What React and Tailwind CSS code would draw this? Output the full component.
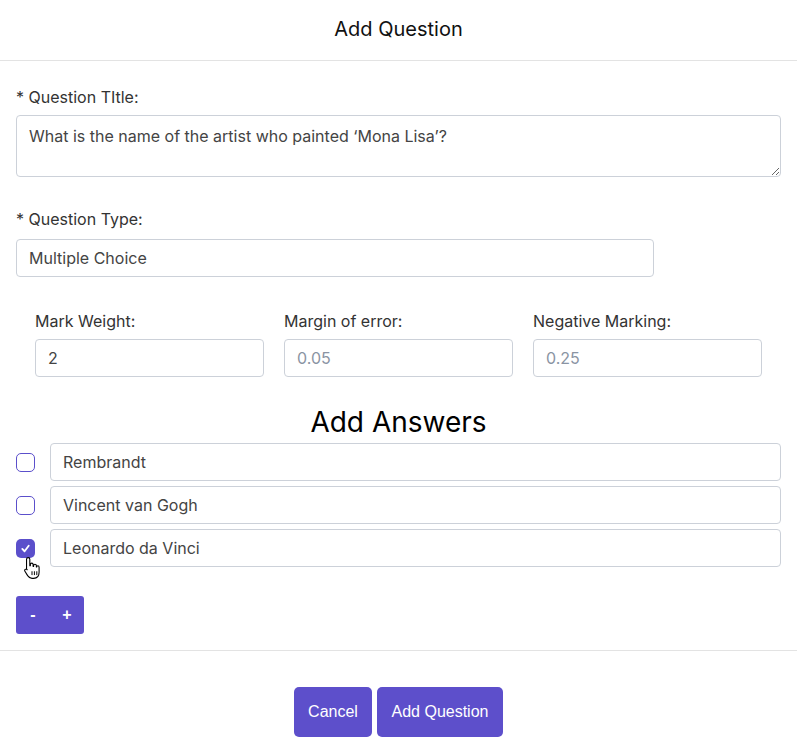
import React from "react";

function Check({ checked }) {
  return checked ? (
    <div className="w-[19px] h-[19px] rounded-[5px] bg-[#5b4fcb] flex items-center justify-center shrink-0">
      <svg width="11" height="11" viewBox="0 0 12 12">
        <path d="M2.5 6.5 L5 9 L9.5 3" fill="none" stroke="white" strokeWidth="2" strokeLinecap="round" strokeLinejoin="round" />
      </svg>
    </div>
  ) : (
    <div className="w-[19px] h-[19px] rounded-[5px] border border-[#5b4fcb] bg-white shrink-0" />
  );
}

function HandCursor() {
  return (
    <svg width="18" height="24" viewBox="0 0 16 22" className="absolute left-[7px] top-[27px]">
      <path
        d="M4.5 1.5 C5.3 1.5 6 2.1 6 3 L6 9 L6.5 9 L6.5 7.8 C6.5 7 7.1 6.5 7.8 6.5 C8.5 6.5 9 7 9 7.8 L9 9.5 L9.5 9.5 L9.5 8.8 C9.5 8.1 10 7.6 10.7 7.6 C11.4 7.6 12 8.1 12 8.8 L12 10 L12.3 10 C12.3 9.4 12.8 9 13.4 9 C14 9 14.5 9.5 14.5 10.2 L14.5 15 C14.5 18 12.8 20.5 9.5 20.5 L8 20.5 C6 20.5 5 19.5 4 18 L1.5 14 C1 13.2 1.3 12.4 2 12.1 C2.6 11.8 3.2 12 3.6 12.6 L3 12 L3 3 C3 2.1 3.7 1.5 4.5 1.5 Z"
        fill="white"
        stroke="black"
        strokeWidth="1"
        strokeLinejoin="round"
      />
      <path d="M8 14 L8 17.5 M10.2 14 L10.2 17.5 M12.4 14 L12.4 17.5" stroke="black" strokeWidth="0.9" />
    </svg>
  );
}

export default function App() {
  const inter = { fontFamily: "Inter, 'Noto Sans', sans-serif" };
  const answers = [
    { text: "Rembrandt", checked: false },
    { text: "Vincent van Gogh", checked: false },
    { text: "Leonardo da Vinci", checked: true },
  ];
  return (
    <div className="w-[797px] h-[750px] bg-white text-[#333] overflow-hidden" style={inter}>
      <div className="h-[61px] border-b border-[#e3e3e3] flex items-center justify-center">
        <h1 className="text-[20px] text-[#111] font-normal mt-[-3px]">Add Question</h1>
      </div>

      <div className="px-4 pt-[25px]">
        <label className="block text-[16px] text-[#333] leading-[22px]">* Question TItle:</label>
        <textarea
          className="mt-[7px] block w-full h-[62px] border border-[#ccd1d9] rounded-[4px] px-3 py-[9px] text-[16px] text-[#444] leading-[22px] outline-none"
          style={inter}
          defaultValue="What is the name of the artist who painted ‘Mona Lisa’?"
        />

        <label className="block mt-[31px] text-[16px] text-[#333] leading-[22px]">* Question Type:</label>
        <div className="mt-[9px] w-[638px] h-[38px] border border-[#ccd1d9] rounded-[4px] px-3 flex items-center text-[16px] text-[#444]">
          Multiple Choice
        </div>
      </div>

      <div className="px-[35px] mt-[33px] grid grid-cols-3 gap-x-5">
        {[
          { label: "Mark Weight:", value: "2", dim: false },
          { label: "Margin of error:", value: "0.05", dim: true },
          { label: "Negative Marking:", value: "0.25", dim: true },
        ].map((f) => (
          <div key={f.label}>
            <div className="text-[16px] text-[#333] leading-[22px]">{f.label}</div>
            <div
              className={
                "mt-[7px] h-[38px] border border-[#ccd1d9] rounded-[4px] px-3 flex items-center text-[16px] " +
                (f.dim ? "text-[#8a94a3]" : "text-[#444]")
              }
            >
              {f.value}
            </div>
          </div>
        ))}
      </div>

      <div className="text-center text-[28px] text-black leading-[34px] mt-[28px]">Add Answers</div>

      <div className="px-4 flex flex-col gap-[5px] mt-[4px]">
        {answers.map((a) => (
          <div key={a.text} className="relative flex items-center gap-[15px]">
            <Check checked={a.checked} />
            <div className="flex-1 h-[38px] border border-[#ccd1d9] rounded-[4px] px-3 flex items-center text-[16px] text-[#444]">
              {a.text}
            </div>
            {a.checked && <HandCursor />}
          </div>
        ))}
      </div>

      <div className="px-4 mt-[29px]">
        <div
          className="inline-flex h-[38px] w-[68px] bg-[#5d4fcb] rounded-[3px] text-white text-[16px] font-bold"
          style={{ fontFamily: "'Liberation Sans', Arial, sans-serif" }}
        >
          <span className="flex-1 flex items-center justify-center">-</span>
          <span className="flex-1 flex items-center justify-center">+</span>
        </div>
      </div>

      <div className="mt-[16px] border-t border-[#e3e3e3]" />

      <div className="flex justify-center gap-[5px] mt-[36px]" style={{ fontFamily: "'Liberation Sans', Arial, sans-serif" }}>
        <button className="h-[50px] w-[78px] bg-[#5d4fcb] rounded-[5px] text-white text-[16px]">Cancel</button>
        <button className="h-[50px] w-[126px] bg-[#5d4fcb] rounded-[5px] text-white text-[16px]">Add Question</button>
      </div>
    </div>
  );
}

▶ [Written task]:
With the pictures left out, transcribe the material exactly.

▶ [Final result]:
What React and Tailwind CSS code would draw this? Output the full component.
import React from "react";

function Check({ checked }) {
  return checked ? (
    <div className="w-[19px] h-[19px] rounded-[5px] bg-[#5b4fcb] flex items-center justify-center shrink-0">
      <svg width="11" height="11" viewBox="0 0 12 12">
        <path d="M2.5 6.5 L5 9 L9.5 3" fill="none" stroke="white" strokeWidth="2" strokeLinecap="round" strokeLinejoin="round" />
      </svg>
    </div>
  ) : (
    <div className="w-[19px] h-[19px] rounded-[5px] border border-[#5b4fcb] bg-white shrink-0" />
  );
}

function HandCursor() {
  return (
    <svg width="18" height="24" viewBox="0 0 16 22" className="absolute left-[7px] top-[27px]">
      <path
        d="M4.5 1.5 C5.3 1.5 6 2.1 6 3 L6 9 L6.5 9 L6.5 7.8 C6.5 7 7.1 6.5 7.8 6.5 C8.5 6.5 9 7 9 7.8 L9 9.5 L9.5 9.5 L9.5 8.8 C9.5 8.1 10 7.6 10.7 7.6 C11.4 7.6 12 8.1 12 8.8 L12 10 L12.3 10 C12.3 9.4 12.8 9 13.4 9 C14 9 14.5 9.5 14.5 10.2 L14.5 15 C14.5 18 12.8 20.5 9.5 20.5 L8 20.5 C6 20.5 5 19.5 4 18 L1.5 14 C1 13.2 1.3 12.4 2 12.1 C2.6 11.8 3.2 12 3.6 12.6 L3 12 L3 3 C3 2.1 3.7 1.5 4.5 1.5 Z"
        fill="white"
        stroke="black"
        strokeWidth="1"
        strokeLinejoin="round"
      />
      <path d="M8 14 L8 17.5 M10.2 14 L10.2 17.5 M12.4 14 L12.4 17.5" stroke="black" strokeWidth="0.9" />
    </svg>
  );
}

export default function App() {
  const inter = { fontFamily: "Inter, 'Noto Sans', sans-serif" };
  const answers = [
    { text: "Rembrandt", checked: false },
    { text: "Vincent van Gogh", checked: false },
    { text: "Leonardo da Vinci", checked: true },
  ];
  return (
    <div className="w-[797px] h-[750px] bg-white text-[#333] overflow-hidden" style={inter}>
      <div className="h-[61px] border-b border-[#e3e3e3] flex items-center justify-center">
        <h1 className="text-[20px] text-[#111] font-normal mt-[-3px]">Add Question</h1>
      </div>

      <div className="px-4 pt-[25px]">
        <label className="block text-[16px] text-[#333] leading-[22px]">* Question TItle:</label>
        <textarea
          className="mt-[7px] block w-full h-[62px] border border-[#ccd1d9] rounded-[4px] px-3 py-[9px] text-[16px] text-[#444] leading-[22px] outline-none"
          style={inter}
          defaultValue="What is the name of the artist who painted ‘Mona Lisa’?"
        />

        <label className="block mt-[31px] text-[16px] text-[#333] leading-[22px]">* Question Type:</label>
        <div className="mt-[9px] w-[638px] h-[38px] border border-[#ccd1d9] rounded-[4px] px-3 flex items-center text-[16px] text-[#444]">
          Multiple Choice
        </div>
      </div>

      <div className="px-[35px] mt-[33px] grid grid-cols-3 gap-x-5">
        {[
          { label: "Mark Weight:", value: "2", dim: false },
          { label: "Margin of error:", value: "0.05", dim: true },
          { label: "Negative Marking:", value: "0.25", dim: true },
        ].map((f) => (
          <div key={f.label}>
            <div className="text-[16px] text-[#333] leading-[22px]">{f.label}</div>
            <div
              className={
                "mt-[7px] h-[38px] border border-[#ccd1d9] rounded-[4px] px-3 flex items-center text-[16px] " +
                (f.dim ? "text-[#8a94a3]" : "text-[#444]")
              }
            >
              {f.value}
            </div>
          </div>
        ))}
      </div>

      <div className="text-center text-[28px] text-black leading-[34px] mt-[28px]">Add Answers</div>

      <div className="px-4 flex flex-col gap-[5px] mt-[4px]">
        {answers.map((a) => (
          <div key={a.text} className="relative flex items-center gap-[15px]">
            <Check checked={a.checked} />
            <div className="flex-1 h-[38px] border border-[#ccd1d9] rounded-[4px] px-3 flex items-center text-[16px] text-[#444]">
              {a.text}
            </div>
            {a.checked && <HandCursor />}
          </div>
        ))}
      </div>

      <div className="px-4 mt-[29px]">
        <div
          className="inline-flex h-[38px] w-[68px] bg-[#5d4fcb] rounded-[3px] text-white text-[16px] font-bold"
          style={{ fontFamily: "'Liberation Sans', Arial, sans-serif" }}
        >
          <span className="flex-1 flex items-center justify-center">-</span>
          <span className="flex-1 flex items-center justify-center">+</span>
        </div>
      </div>

      <div className="mt-[16px] border-t border-[#e3e3e3]" />

      <div className="flex justify-center gap-[5px] mt-[36px]" style={{ fontFamily: "'Liberation Sans', Arial, sans-serif" }}>
        <button className="h-[50px] w-[78px] bg-[#5d4fcb] rounded-[5px] text-white text-[16px]">Cancel</button>
        <button className="h-[50px] w-[126px] bg-[#5d4fcb] rounded-[5px] text-white text-[16px]">Add Question</button>
      </div>
    </div>
  );
}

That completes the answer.